-- COLLECTED DATA start --

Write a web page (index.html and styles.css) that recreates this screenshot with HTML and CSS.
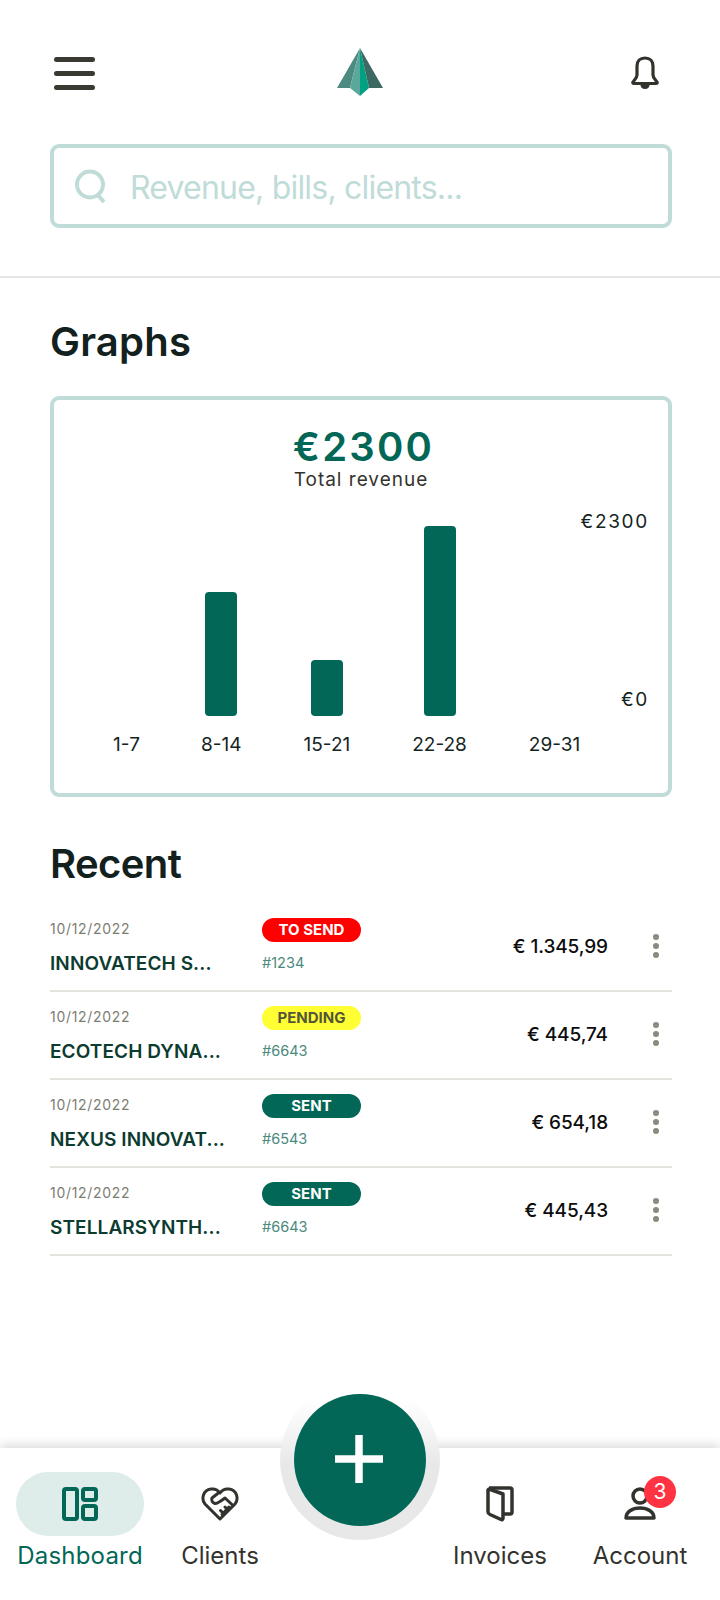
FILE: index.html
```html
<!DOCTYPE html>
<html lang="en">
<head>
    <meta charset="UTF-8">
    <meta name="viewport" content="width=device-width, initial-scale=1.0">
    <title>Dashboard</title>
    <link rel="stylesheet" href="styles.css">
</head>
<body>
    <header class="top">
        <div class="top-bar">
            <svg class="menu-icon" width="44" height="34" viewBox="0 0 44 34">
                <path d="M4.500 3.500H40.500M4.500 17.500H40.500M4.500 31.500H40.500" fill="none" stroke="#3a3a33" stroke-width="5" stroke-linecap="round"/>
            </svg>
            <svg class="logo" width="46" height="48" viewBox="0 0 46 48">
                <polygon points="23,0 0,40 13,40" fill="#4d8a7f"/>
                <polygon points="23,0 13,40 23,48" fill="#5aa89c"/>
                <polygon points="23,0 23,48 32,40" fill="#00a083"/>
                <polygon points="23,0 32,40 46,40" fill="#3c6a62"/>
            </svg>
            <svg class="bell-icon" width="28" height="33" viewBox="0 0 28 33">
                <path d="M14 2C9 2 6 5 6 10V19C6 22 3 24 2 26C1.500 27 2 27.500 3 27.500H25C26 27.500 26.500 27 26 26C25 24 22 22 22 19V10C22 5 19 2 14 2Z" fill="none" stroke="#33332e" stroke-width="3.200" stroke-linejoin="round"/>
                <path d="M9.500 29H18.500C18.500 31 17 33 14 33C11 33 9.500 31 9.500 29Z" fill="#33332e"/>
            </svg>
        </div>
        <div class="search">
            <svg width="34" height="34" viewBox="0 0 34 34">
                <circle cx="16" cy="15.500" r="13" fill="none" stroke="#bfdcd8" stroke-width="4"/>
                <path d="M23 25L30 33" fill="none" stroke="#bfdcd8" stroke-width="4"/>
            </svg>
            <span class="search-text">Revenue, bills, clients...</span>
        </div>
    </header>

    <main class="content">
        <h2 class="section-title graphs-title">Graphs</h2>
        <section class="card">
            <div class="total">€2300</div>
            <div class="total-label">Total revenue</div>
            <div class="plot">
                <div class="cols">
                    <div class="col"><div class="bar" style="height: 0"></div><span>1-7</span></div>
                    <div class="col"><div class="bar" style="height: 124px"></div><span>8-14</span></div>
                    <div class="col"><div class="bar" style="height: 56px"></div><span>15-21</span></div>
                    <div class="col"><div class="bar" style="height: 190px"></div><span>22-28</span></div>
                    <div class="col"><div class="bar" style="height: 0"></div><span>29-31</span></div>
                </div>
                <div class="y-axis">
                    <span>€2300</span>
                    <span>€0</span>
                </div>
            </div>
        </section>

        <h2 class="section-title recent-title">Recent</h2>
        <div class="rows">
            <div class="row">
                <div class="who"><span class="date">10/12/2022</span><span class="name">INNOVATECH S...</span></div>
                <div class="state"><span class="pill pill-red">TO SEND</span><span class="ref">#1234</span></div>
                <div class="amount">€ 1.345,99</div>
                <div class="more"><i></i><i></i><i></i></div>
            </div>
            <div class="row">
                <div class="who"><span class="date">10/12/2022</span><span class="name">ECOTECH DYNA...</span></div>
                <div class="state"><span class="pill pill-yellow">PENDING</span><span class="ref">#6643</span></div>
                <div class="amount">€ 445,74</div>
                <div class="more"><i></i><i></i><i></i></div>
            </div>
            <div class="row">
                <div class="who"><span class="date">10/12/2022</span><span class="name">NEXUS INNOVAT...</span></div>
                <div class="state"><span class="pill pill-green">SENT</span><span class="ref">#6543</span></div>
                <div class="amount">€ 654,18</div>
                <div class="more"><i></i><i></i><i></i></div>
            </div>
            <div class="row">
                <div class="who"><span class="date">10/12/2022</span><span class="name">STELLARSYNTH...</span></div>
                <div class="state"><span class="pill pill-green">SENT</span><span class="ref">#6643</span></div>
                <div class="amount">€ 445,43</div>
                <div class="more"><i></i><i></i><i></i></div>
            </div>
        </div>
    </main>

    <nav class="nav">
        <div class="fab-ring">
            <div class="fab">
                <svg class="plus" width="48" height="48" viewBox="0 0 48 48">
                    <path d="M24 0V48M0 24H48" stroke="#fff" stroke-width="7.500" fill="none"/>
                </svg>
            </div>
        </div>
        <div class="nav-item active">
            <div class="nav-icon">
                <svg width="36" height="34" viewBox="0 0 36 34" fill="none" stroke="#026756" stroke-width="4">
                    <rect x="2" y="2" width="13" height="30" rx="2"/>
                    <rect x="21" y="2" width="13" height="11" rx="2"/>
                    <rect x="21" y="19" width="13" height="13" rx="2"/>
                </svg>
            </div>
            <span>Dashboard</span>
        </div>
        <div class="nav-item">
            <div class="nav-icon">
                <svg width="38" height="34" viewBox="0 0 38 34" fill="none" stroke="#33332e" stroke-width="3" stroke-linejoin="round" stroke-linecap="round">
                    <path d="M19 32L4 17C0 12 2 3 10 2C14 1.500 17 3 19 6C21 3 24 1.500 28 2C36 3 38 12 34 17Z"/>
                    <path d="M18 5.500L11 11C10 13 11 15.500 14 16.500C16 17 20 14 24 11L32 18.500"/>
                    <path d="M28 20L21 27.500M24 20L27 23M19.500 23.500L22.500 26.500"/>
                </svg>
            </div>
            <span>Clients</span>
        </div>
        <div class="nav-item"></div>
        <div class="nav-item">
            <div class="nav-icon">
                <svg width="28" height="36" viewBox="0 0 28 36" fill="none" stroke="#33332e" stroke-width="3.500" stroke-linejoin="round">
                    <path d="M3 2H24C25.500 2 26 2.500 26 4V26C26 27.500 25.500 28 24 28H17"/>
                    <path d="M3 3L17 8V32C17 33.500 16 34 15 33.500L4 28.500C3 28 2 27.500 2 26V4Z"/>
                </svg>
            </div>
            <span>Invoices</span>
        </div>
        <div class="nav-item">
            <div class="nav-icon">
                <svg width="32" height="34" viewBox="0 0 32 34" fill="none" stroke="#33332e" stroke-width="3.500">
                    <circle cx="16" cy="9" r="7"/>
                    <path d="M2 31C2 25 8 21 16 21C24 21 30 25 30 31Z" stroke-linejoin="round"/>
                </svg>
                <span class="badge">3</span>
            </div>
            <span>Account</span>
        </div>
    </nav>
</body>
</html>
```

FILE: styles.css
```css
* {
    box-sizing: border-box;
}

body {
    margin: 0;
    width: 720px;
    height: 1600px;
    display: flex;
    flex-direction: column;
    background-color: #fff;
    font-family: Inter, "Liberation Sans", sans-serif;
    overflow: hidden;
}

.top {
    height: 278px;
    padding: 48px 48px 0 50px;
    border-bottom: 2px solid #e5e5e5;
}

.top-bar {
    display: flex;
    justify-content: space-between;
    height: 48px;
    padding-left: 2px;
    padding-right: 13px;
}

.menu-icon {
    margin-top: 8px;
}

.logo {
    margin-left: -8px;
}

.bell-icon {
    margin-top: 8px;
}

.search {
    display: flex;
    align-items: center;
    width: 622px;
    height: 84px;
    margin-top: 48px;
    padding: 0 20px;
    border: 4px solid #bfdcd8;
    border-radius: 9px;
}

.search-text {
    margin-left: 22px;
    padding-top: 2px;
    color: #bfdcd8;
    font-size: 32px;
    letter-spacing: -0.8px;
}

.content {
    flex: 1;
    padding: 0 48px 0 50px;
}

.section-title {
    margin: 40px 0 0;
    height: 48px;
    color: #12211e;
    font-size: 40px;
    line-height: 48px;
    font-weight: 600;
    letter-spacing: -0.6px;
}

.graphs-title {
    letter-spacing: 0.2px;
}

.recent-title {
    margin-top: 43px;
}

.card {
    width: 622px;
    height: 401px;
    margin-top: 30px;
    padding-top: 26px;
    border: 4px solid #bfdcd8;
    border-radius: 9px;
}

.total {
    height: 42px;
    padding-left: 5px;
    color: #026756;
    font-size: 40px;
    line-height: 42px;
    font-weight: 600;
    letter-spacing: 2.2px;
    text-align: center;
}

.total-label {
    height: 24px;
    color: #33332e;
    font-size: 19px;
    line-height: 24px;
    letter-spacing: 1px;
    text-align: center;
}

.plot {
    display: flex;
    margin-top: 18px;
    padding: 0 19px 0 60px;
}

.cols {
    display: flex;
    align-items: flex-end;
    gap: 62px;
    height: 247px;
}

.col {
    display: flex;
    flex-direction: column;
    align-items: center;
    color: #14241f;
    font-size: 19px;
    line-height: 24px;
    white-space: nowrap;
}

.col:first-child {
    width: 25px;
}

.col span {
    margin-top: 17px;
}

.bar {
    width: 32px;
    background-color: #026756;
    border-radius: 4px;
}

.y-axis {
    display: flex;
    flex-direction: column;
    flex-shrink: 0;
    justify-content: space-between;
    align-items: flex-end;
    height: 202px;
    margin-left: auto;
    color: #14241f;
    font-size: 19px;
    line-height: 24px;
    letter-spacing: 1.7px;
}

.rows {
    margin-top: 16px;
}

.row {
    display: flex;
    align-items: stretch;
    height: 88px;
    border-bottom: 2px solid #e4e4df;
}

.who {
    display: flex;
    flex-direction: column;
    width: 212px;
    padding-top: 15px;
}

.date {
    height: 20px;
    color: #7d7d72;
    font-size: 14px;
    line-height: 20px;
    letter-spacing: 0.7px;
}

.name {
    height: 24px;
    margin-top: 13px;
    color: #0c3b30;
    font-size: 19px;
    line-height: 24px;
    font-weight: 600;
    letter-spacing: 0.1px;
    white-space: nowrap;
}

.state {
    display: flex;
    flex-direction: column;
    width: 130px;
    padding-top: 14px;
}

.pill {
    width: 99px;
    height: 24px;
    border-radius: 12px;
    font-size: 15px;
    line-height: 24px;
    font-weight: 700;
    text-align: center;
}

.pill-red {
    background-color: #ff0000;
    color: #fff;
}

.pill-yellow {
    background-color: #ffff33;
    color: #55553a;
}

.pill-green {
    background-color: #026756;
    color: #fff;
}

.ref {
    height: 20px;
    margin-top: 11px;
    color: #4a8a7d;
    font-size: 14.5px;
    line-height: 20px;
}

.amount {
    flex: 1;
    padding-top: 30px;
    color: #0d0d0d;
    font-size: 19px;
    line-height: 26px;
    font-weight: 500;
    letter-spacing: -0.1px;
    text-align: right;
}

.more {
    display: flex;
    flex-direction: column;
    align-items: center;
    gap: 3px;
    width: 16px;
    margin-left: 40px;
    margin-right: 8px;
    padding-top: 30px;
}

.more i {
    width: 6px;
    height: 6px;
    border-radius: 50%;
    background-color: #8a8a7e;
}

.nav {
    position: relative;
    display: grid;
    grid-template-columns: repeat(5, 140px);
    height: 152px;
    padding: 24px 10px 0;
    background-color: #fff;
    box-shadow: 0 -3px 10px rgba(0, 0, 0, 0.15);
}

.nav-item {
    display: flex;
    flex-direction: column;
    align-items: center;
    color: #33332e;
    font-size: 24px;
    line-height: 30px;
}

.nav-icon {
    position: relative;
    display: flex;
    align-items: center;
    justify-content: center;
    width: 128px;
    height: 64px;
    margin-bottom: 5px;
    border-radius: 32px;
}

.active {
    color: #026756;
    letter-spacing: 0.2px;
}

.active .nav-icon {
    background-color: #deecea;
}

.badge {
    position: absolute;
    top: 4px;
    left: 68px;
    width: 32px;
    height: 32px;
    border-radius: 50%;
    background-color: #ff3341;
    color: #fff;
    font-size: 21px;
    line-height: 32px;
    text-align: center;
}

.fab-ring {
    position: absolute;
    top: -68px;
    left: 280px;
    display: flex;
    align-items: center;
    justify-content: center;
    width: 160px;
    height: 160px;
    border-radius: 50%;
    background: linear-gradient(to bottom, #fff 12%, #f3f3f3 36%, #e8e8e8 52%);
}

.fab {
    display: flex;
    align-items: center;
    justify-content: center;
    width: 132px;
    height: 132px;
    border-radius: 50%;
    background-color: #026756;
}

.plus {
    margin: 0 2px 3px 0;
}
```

-- COLLECTED DATA end --

Reply with one number only: how many lines of the listing hold "index"?

§ **RESPONSE TO THE EXERCISE**
2